Link to the rest at The Wall Street Journal (PG apologizes for the paywall, but hasn’t figured out a way around it.)
PG has read a great deal of 20th century history, but the OP was the first time he had learned that extensive cooperation between Germany and Russia began in 1922 instead of 1939.
PG notes that the publisher of the book discussed in the OP, Oxford University Press, has elected to release the book in hardcover only, at least for the moment. PG may or may not check back later to see if an ebook is available or, more likely, put a hold on the book through his public library.
The author of the book, Ian Ona Johnson, is a an Assistant Professor of Military History at the University of Notre Dame who looks very young (which is a more revealing statement about PG than it is about Dr. Johnson). His author page does mention that he and his wife are the owners of a dog named Patton.
Speaking of his local public library, several years ago, PG and Mrs. PG culled their physical book collection to the tune of at least a couple of thousand books by donating them to that library. The librarian who accepted the donation glanced at the books and told PG that the library was likely to keep some of them instead of selling all of them off. Evidently, that was a compliment that the librarian did not customarily deliver when accepting book donations.
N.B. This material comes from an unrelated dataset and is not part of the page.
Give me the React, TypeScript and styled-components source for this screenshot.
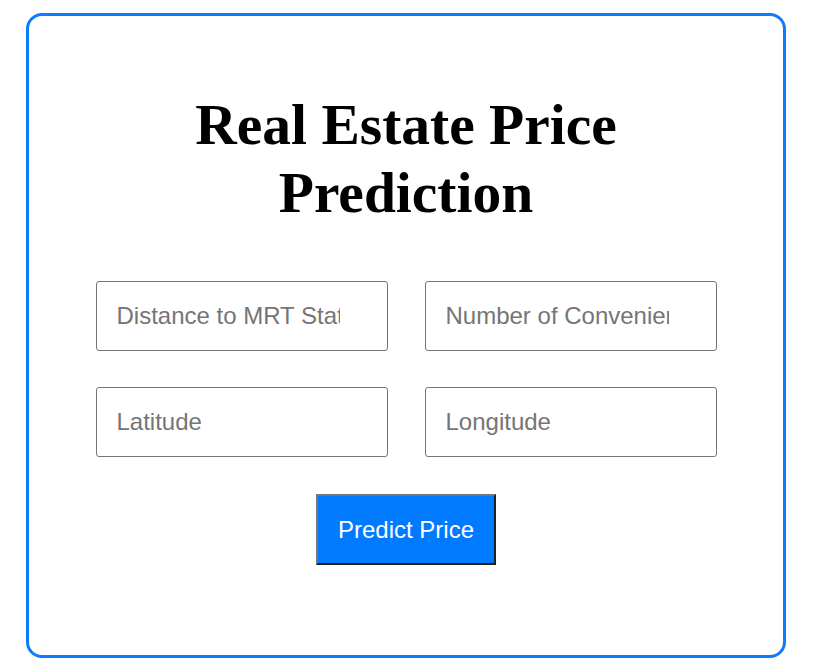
import React from "react";
import styled, { createGlobalStyle } from "styled-components";

const Global = createGlobalStyle`
  html, body { margin: 0; padding: 0; background: #ffffff; }
  body { font-family: "Liberation Sans", Arial, sans-serif; }
  * { box-sizing: border-box; }
`;

const Page = styled.div`
  padding: 13px 26px;
  display: flex;
  justify-content: flex-start;
`;

const Card = styled.div`
  width: 760px;
  height: 645px;
  border: 3px solid #0a7cff;
  border-radius: 16px;
  padding: 75px 0 0;
  display: flex;
  flex-direction: column;
  align-items: center;
`;

const Title = styled.h1`
  margin: 0 0 54px;
  font-family: "Liberation Serif", "Times New Roman", serif;
  font-weight: bold;
  font-size: 57.5px;
  line-height: 68px;
  text-align: center;
  color: #000;
  width: 500px;
`;

const Form = styled.form`
  display: grid;
  grid-template-columns: 292px 292px;
  column-gap: 37px;
  row-gap: 36px;
  justify-items: center;
`;

const Field = styled.input`
  width: 292px;
  height: 70px;
  padding: 20px 47px 20px 20px;
  border: 1px solid #767676;
  border-radius: 3px;
  font-family: "Liberation Sans", Arial, sans-serif;
  font-size: 24px;
  color: #000;
  outline: none;
  &::placeholder { color: #757575; }
`;

const Button = styled.button`
  grid-column: 1 / span 2;
  margin-top: 1px;
  height: 71px;
  padding: 20px;
  background: #007bff;
  color: #fff;
  border-style: solid;
  border-width: 2px;
  border-color: #767676 #202020 #202020 #767676;
  font-family: "Liberation Sans", Arial, sans-serif;
  font-size: 24px;
  cursor: pointer;
`;

export default function App() {
  return (
    <>
      <Global />
      <Page>
        <Card>
          <Title>Real Estate Price Prediction</Title>
          <Form onSubmit={(e) => e.preventDefault()}>
            <Field placeholder="Distance to MRT Station" />
            <Field placeholder="Number of Convenience Stores" />
            <Field placeholder="Latitude" />
            <Field placeholder="Longitude" />
            <Button type="submit">Predict Price</Button>
          </Form>
        </Card>
      </Page>
    </>
  );
}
PG just checked and he still has nine oak bookcases (6 feet tall, except for one that is 7 feet tall, made to fit in a niche in a gone-but-not-forgotten law office and a bit tippy if not secured to the wall behind it, made by a former client of PG who owned a furniture factory in exchange for PG’s legal services).
Each of these bookcases is filled with physical books that will also make a trip to the local public library with the help of a couple of burly young men as and when Mrs. PG is willing to let them go.